I find this last comment a bit confusing/misleading on several points... so I'm hiding it. Neither library uses a simple lexer/tokenizer (that walks the code one character at a time).
- Both parsers tokenize based on regex scanning.
- Both can highlight operators/punctuation (see Discuss: Higher fidelity language highlighting (in general) #2500). (depends on the grammar)
- Both have line number plugins.
Thanks for the information.
From the https://highlightjs.org/, I cannot find any information mentioning the plugin part. No demo with line numbers.
The discussion you mentioned seems to be lengthy. Any easy way to make highlights to the operators and punctuations etc like PrismJS?

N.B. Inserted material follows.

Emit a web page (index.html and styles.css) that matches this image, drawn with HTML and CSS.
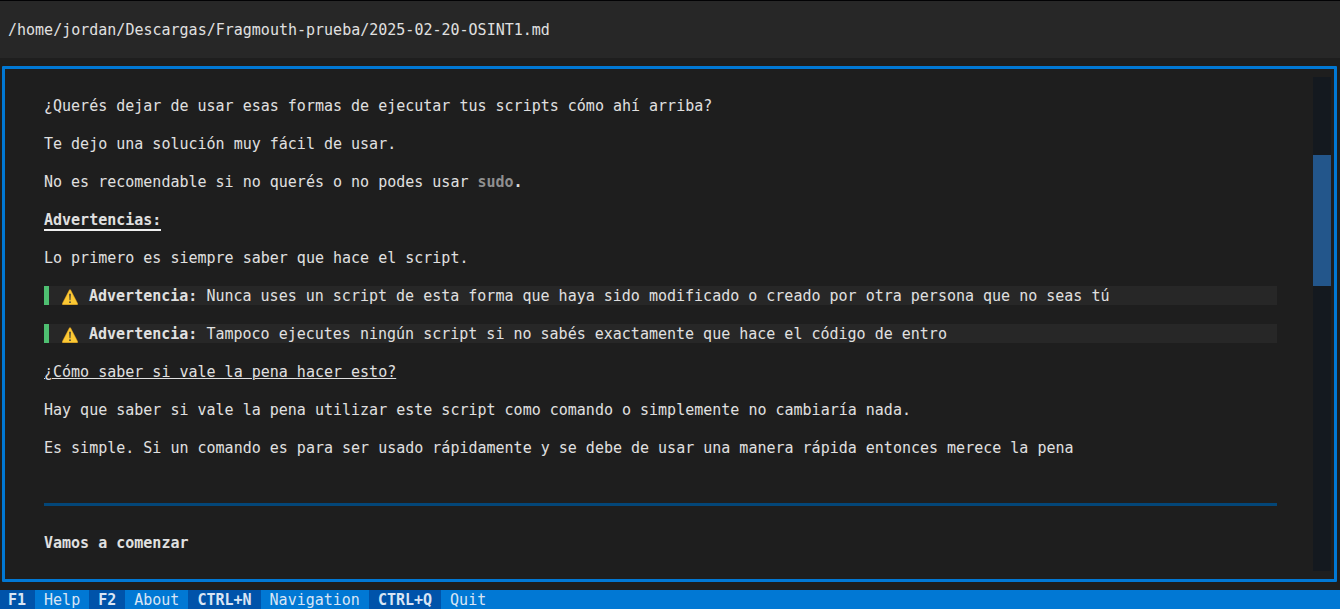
FILE: index.html
```html
<!DOCTYPE html>
<html lang="es">
<head>
<meta charset="utf-8">
<title>2025-02-20-OSINT1.md</title>
<link rel="stylesheet" href="styles.css">
</head>
<body>
<svg class="defs" aria-hidden="true">
  <symbol id="warning" viewBox="0 0 16 16">
    <path d="M7.4.9Q8 0 8.6.9L15.6 14.4Q16 15.7 15 15.7H1Q0 15.7.4 14.4Z" fill="#fcc934" stroke="#f0a91c" stroke-width=".5" stroke-linejoin="round"/>
    <path d="M7.1 5Q8 4.2 8.9 5L8.5 11.2H7.5Z" fill="#47433a"/>
    <circle cx="8" cy="13.2" r=".9" fill="#47433a"/>
  </symbol>
</svg>
<header class="path">/home/jordan/Descargas/Fragmouth-prueba/2025-02-20-OSINT1.md</header>
<main class="viewer">
  <article class="document">
    <p>¿Querés dejar de usar esas formas de ejecutar tus scripts cómo ahí arriba?</p>
    <p>Te dejo una solución muy fácil de usar.</p>
    <p>No es recomendable si no querés o no podes usar <code>sudo</code><b>.</b></p>
    <h2><span class="heavy-line">Advertencias:</span></h2>
    <p>Lo primero es siempre saber que hace el script.</p>
    <blockquote><svg class="warning"><use href="#warning"/></svg><span><b>Advertencia:</b> Nunca uses un script de esta forma que haya sido modificado o creado por otra persona que no seas tú</span></blockquote>
    <blockquote><svg class="warning"><use href="#warning"/></svg><span><b>Advertencia:</b> Tampoco ejecutes ningún script si no sabés exactamente que hace el código de entro</span></blockquote>
    <h3>¿Cómo saber si vale la pena hacer esto?</h3>
    <p>Hay que saber si vale la pena utilizar este script como comando o simplemente no cambiaría nada.</p>
    <p>Es simple. Si un comando es para ser usado rápidamente y se debe de usar una manera rápida entonces merece la pena</p>
    <hr>
    <h4>Vamos a comenzar</h4>
  </article>
  <div class="scrollbar"><div class="thumb"></div></div>
</main>
<footer class="keys">
  <button type="button"><kbd>F1</kbd><span>Help</span></button>
  <button type="button"><kbd>F2</kbd><span>About</span></button>
  <button type="button"><kbd>CTRL+N</kbd><span>Navigation</span></button>
  <button type="button"><kbd>CTRL+Q</kbd><span>Quit</span></button>
</footer>
</body>
</html>
```
FILE: styles.css
```css
* {
  box-sizing: border-box;
}

body {
  display: flex;
  flex-direction: column;
  min-height: 100vh;
  margin: 0;
  background: #1e1e1e;
  color: #e0e0e0;
  font: 15px/18px "DejaVu Sans Mono", monospace;
}

.defs {
  position: absolute;
  width: 0;
  height: 0;
}

.path {
  padding: 20px 8px 19px;
  border-top: 1px solid #020204;
  background: #272727;
}

.viewer {
  display: flex;
  flex: 1;
  margin: 8px 3px 8px 2px;
  padding: 8px 3px 8px 0;
  border: 3px solid #0178d4;
  border-radius: 1px;
}

.document {
  display: flex;
  flex: 1;
  flex-direction: column;
  gap: 19px;
  padding: 19px 36px 0 39px;
}

p,
h2,
h3,
h4,
blockquote {
  margin: 0;
  padding-top: 1px;
  font-size: inherit;
}

code {
  color: #8f8f8f;
  font: inherit;
  font-weight: bold;
}

h2 {
  display: flex;
}

.heavy-line {
  height: 20px;
  margin-bottom: -2px;
  border-bottom: 2px solid #f0f0f0;
}

h3 {
  font-weight: normal;
  text-decoration: underline;
  text-decoration-thickness: 1px;
}

blockquote {
  display: flex;
  gap: 11px;
  padding-left: 13px;
  border-left: 5px solid #4ebf71;
  background: #272727;
}

.warning {
  flex: none;
  width: 16px;
  height: 16px;
  margin-top: 2px;
}

hr {
  width: 100%;
  height: 3px;
  margin: 27px 0 8px;
  border: 0;
  background: #034678;
}

.scrollbar {
  width: 18px;
  padding-top: 78px;
  background: #14191f;
}

.thumb {
  height: 131px;
  background: #23568b;
}

.keys {
  display: flex;
  background: #0178d4;
}

.keys button {
  display: flex;
  padding: 0;
  border: 0;
  background: none;
  color: #d8e5f5;
  font: inherit;
}

.keys kbd,
.keys span {
  padding: 1px 9px 0;
  font: inherit;
}

.keys kbd {
  background: #0053aa;
  font-weight: bold;
}

.keys button:first-child kbd {
  padding-left: 8px;
}
```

~I chose to use highlight.js in my react application for the following reasons:~
- ~https://github.com/PrismJS/prism hasn't been updated in over 2 years and it doesn't look like issues are being looked at either~ prism V2 was updates 2 weeks ago
- ~https://github.com/react-syntax-highlighter/react-syntax-highlighter hasn't been updated in over and it doesn't look like issues are being looked at either~
I liked highlightJS but unfortunately didn't end up fitting our needs for the various reasons:
- Hard to find plugins and none listed on https://highlightjs.org/
- Plugin system was hard to use, lacked functionality, and I couldn't find any good examples.
Prisme does not support language autodetection https://github.com/PrismJS/prism/issues/1313 so highlightjs is the winner, i could not find anything that does autodetection except this closed source thing https://torchlight.dev/
so the choice is easy for me
thank you highlightjs for your great work.
Plugin system was hard to use, lacked functionality,
I think we have a few good hooks, but I'd be open to adding more if they were well thought out. Open to suggestions.